Poop Week!
On January 18th, 2017 we learned about

Bird poop proves effective at cooling everything from their legs to parts of the planet

If you’ve ever complained about feeling smelly and sweaty on a hot day, it may help to put some things in perspective. Even if you’ve forgotten your deodorant that day, your sweat is probably a tidier way to cool off compared to what some animals have to go through. For some birds, cooling down involves purposely soiling themselves to beat the heat. Other birds take things much, much further, as their poop has been found to help cool entire regions, not just their own legs.

Unhygienic heat-relief

Marabou storks (Leptoptilos crumenifer) are African wading birds a notably large beak and skinny legs that help prop them reach heights of up to five-feet tall. While these birds will happily stomp through swampy wetlands, they also have to content with the dry, hot weather of the southern Africa, which is where the urohydrosis comes in. Urohydrosis basically means that the storks, as well as a few other bird species, poop on their legs on purpose. Because bird poop is mixed with pee before being expelled out of a single orifice called a cloaca, this results in a lot of runny liquid covering the legs. As that liquid evaporates, it cools the bird’s legs, much like our sweat helps cool our skin. It also adds a preventative measure our sweat doesn’t, since as the dribbled waste dries, it leaves behind the white powdery solids of the waste, which can then reflect sunlight and keep the legs from getting quite so hot in the first place.

Cloud-creating crap

Seabird poop in the Arctic also helps keep them cool, but on a much bigger scale. Various puffins, turns and murres and more are pooping all over the Arctic, not just on their legs, and that poop becomes food for bacteria. As those bacteria feed, one of their waste products is an estimated 44,092 tons of ammonia, which apparently smells bad enough to make even urohidrosis sound like a pleasant idea. That ammonia reacts with environmental sulfuric acid and water, forming tiny droplets in the atmosphere.
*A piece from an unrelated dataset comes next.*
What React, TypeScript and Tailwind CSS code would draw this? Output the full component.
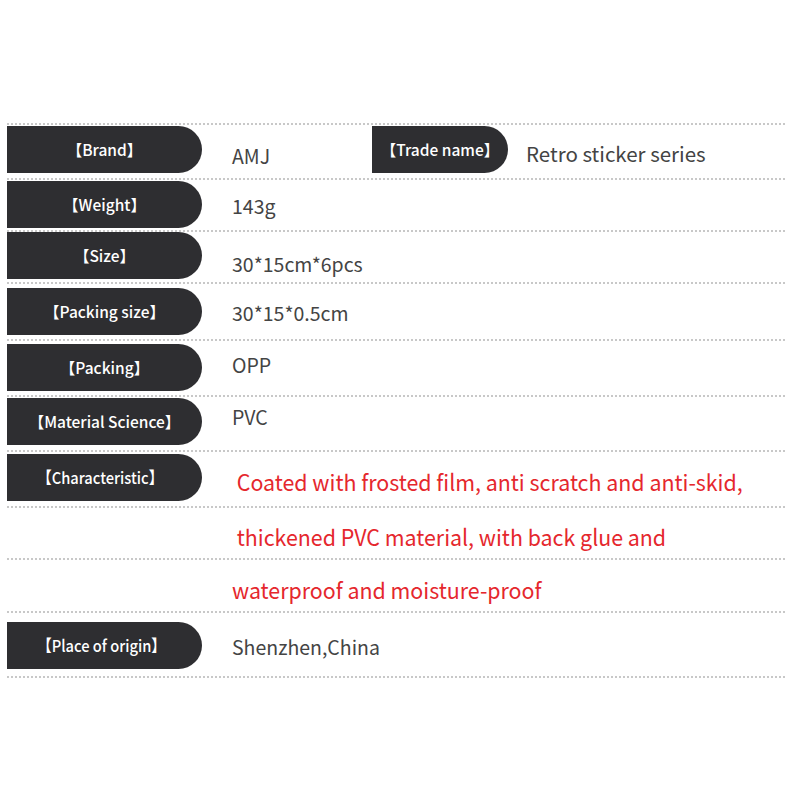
import React from 'react';

const font = { fontFamily: '"Noto Sans CJK SC", "Noto Sans", sans-serif' };

interface Row {
  label?: string;
  value?: string;
  h: string;
  pillTop: string;
  valueTop: string;
  red?: boolean;
  narrow?: boolean;
}

// heights include the 2px dotted rule at the bottom
const rows: Row[] = [
  { label: '【Weight】', value: '143g', h: 'h-[52px]', pillTop: 'mt-[1px]', valueTop: 'mt-[14px]' },
  { label: '【Size】', value: '30*15cm*6pcs', h: 'h-[52px]', pillTop: 'mt-0', valueTop: 'mt-[20px]' },
  { label: '【Packing size】', value: '30*15*0.5cm', h: 'h-[57px]', pillTop: 'mt-[4px]', valueTop: 'mt-[17px]' },
  { label: '【Packing】', value: 'OPP', h: 'h-[56px]', pillTop: 'mt-[3px]', valueTop: 'mt-[12px]' },
  { label: '【Material Science】', value: 'PVC', h: 'h-[55px]', pillTop: 'mt-[1px]', valueTop: 'mt-[8px]' },
  {
    label: '【Characteristic】',
    value: ' Coated with frosted film, anti scratch and anti-skid,',
    h: 'h-[56px]',
    pillTop: 'mt-[2px]',
    valueTop: 'mt-[15px]',
    red: true,
    narrow: true,
  },
  { value: ' thickened PVC material, with back glue and', h: 'h-[52px]', pillTop: '', valueTop: 'mt-[14px]', red: true },
  { value: 'waterproof and moisture-proof', h: 'h-[53px]', pillTop: '', valueTop: 'mt-[15px]', red: true },
  {
    label: '【Place of origin】',
    value: 'Shenzhen,China',
    h: 'h-[65px]',
    pillTop: 'mt-[9px]',
    valueTop: 'mt-[22px]',
    narrow: true,
  },
];

const Pill = ({ text, narrow, className = '' }: { text: string; narrow?: boolean; className?: string }) => (
  <div
    className={`h-[47px] w-[195px] shrink-0 bg-[#2e2e31] rounded-r-[24px] flex items-center text-white font-medium ${
      narrow ? 'justify-start pl-[30px] text-[16.5px]' : 'justify-center text-[15.5px]'
    } ${className}`}
  >
    <span className={narrow ? 'inline-block scale-x-[0.89] origin-left' : ''}>{text}</span>
  </div>
);

export default function App() {
  return (
    <div className="w-[800px] h-[800px] bg-white overflow-hidden" style={font}>
      <div className="mt-[123px] ml-[7px] w-[778px] border-b-2 border-dotted border-[#c8c8c8]" />
      {/* first row with two columns */}
      <div className="ml-[7px] w-[778px] h-[55px] border-b-2 border-dotted border-[#c8c8c8] flex items-start">
        <Pill text="【Brand】" className="mt-[1px]" />
        <div className="mt-[19px] ml-[30px] w-[140px] text-[19.5px] leading-[24px] text-[#444]">AMJ</div>
        <div className="mt-[1px] h-[47px] w-[136px] shrink-0 bg-[#2e2e31] rounded-r-[24px] flex items-center justify-center text-white text-[15.5px] font-medium">
          【Trade name】
        </div>
        <div className="mt-[16px] ml-[18px] text-[20.5px] leading-[24px] text-[#444]">Retro sticker series</div>
      </div>
      {rows.map((r, i) => (
        <div
          key={i}
          className={`ml-[7px] w-[778px] ${r.h} border-b-2 border-dotted border-[#c8c8c8] flex items-start`}
        >
          {r.label ? (
            <Pill text={r.label} narrow={r.narrow} className={r.pillTop} />
          ) : (
            <div className="w-[195px] shrink-0" />
          )}
          <div
            className={`${r.valueTop} ml-[30px] whitespace-pre ${
              r.red ? 'text-[22.5px] leading-[28px] text-[#e5272d]' : 'text-[19.5px] leading-[24px] text-[#444]'
            }`}
          >
            <span className={r.red ? 'inline-block scale-x-[0.95] origin-left' : ''}>{r.value}</span>
          </div>
        </div>
      ))}
    </div>
  );
}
Smaller droplets that form clouds have more surface area, and thus scatter more incoming sunlight than fewer larger droplets would, and so the clouds that start with bird poop are more effective heat shields than would otherwise be found. In the summertime, these poop-seeded clouds probably account for about half a watt of cooling per square yard of space. It’s not enough to say, undo the 150 watts of energy being collected by greenhouse gasses around the world, but it’s a big enough difference that bird poop should probably be part of future climate models.